> Available data
———
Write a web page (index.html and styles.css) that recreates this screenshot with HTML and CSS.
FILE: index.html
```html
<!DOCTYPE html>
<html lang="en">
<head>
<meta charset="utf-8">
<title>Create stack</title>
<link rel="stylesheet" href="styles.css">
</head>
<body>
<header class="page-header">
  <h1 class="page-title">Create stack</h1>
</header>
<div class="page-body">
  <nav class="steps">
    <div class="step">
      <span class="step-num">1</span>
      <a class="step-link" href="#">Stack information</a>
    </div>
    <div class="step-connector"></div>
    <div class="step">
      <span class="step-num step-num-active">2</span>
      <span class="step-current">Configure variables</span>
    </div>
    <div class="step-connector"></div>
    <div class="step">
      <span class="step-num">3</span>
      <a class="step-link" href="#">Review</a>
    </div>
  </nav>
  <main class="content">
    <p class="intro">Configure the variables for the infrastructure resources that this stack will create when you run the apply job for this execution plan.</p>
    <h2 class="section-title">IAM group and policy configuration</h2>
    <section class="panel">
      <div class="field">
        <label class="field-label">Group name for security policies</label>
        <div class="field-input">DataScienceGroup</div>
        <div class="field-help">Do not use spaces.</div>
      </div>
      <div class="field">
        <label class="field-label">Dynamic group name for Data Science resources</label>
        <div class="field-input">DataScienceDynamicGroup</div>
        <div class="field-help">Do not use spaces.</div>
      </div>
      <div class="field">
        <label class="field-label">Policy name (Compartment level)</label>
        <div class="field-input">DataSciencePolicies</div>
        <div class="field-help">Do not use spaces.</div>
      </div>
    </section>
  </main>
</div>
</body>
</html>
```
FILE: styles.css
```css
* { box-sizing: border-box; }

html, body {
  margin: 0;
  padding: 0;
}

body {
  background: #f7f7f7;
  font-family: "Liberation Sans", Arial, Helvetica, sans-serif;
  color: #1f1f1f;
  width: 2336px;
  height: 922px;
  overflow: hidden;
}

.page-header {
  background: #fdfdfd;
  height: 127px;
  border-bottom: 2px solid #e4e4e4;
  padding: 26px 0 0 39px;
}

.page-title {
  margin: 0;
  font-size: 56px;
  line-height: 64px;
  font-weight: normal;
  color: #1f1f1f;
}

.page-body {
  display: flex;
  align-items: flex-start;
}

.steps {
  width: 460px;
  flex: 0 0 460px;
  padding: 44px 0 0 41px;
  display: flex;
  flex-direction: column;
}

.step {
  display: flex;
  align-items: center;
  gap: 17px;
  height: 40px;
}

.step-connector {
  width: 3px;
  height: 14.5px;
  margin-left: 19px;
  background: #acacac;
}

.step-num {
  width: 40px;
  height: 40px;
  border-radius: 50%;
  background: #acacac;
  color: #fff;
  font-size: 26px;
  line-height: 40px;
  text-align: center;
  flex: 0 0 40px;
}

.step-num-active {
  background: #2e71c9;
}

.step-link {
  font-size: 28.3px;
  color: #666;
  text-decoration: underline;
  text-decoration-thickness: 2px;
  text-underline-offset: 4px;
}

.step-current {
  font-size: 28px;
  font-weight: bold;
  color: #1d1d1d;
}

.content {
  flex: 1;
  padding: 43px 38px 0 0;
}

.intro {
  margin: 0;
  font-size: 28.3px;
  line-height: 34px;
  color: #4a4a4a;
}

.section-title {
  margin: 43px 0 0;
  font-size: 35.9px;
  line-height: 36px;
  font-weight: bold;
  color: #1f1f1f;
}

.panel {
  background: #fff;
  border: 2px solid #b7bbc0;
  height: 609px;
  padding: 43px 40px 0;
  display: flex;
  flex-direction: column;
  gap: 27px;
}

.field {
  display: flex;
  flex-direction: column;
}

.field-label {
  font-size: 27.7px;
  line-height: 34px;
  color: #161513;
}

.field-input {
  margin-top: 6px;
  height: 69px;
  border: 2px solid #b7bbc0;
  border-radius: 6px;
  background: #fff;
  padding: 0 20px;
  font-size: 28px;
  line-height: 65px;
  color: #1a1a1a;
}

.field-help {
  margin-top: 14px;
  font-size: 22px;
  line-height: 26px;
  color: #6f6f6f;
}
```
———
> Set task
Reproduce the material above, every line of it, exactly.

> Answer for this exercise
Write a web page (index.html and styles.css) that recreates this screenshot with HTML and CSS.
FILE: index.html
```html
<!DOCTYPE html>
<html lang="en">
<head>
<meta charset="utf-8">
<title>Create stack</title>
<link rel="stylesheet" href="styles.css">
</head>
<body>
<header class="page-header">
  <h1 class="page-title">Create stack</h1>
</header>
<div class="page-body">
  <nav class="steps">
    <div class="step">
      <span class="step-num">1</span>
      <a class="step-link" href="#">Stack information</a>
    </div>
    <div class="step-connector"></div>
    <div class="step">
      <span class="step-num step-num-active">2</span>
      <span class="step-current">Configure variables</span>
    </div>
    <div class="step-connector"></div>
    <div class="step">
      <span class="step-num">3</span>
      <a class="step-link" href="#">Review</a>
    </div>
  </nav>
  <main class="content">
    <p class="intro">Configure the variables for the infrastructure resources that this stack will create when you run the apply job for this execution plan.</p>
    <h2 class="section-title">IAM group and policy configuration</h2>
    <section class="panel">
      <div class="field">
        <label class="field-label">Group name for security policies</label>
        <div class="field-input">DataScienceGroup</div>
        <div class="field-help">Do not use spaces.</div>
      </div>
      <div class="field">
        <label class="field-label">Dynamic group name for Data Science resources</label>
        <div class="field-input">DataScienceDynamicGroup</div>
        <div class="field-help">Do not use spaces.</div>
      </div>
      <div class="field">
        <label class="field-label">Policy name (Compartment level)</label>
        <div class="field-input">DataSciencePolicies</div>
        <div class="field-help">Do not use spaces.</div>
      </div>
    </section>
  </main>
</div>
</body>
</html>
```
FILE: styles.css
```css
* { box-sizing: border-box; }

html, body {
  margin: 0;
  padding: 0;
}

body {
  background: #f7f7f7;
  font-family: "Liberation Sans", Arial, Helvetica, sans-serif;
  color: #1f1f1f;
  width: 2336px;
  height: 922px;
  overflow: hidden;
}

.page-header {
  background: #fdfdfd;
  height: 127px;
  border-bottom: 2px solid #e4e4e4;
  padding: 26px 0 0 39px;
}

.page-title {
  margin: 0;
  font-size: 56px;
  line-height: 64px;
  font-weight: normal;
  color: #1f1f1f;
}

.page-body {
  display: flex;
  align-items: flex-start;
}

.steps {
  width: 460px;
  flex: 0 0 460px;
  padding: 44px 0 0 41px;
  display: flex;
  flex-direction: column;
}

.step {
  display: flex;
  align-items: center;
  gap: 17px;
  height: 40px;
}

.step-connector {
  width: 3px;
  height: 14.5px;
  margin-left: 19px;
  background: #acacac;
}

.step-num {
  width: 40px;
  height: 40px;
  border-radius: 50%;
  background: #acacac;
  color: #fff;
  font-size: 26px;
  line-height: 40px;
  text-align: center;
  flex: 0 0 40px;
}

.step-num-active {
  background: #2e71c9;
}

.step-link {
  font-size: 28.3px;
  color: #666;
  text-decoration: underline;
  text-decoration-thickness: 2px;
  text-underline-offset: 4px;
}

.step-current {
  font-size: 28px;
  font-weight: bold;
  color: #1d1d1d;
}

.content {
  flex: 1;
  padding: 43px 38px 0 0;
}

.intro {
  margin: 0;
  font-size: 28.3px;
  line-height: 34px;
  color: #4a4a4a;
}

.section-title {
  margin: 43px 0 0;
  font-size: 35.9px;
  line-height: 36px;
  font-weight: bold;
  color: #1f1f1f;
}

.panel {
  background: #fff;
  border: 2px solid #b7bbc0;
  height: 609px;
  padding: 43px 40px 0;
  display: flex;
  flex-direction: column;
  gap: 27px;
}

.field {
  display: flex;
  flex-direction: column;
}

.field-label {
  font-size: 27.7px;
  line-height: 34px;
  color: #161513;
}

.field-input {
  margin-top: 6px;
  height: 69px;
  border: 2px solid #b7bbc0;
  border-radius: 6px;
  background: #fff;
  padding: 0 20px;
  font-size: 28px;
  line-height: 65px;
  color: #1a1a1a;
}

.field-help {
  margin-top: 14px;
  font-size: 22px;
  line-height: 26px;
  color: #6f6f6f;
}
```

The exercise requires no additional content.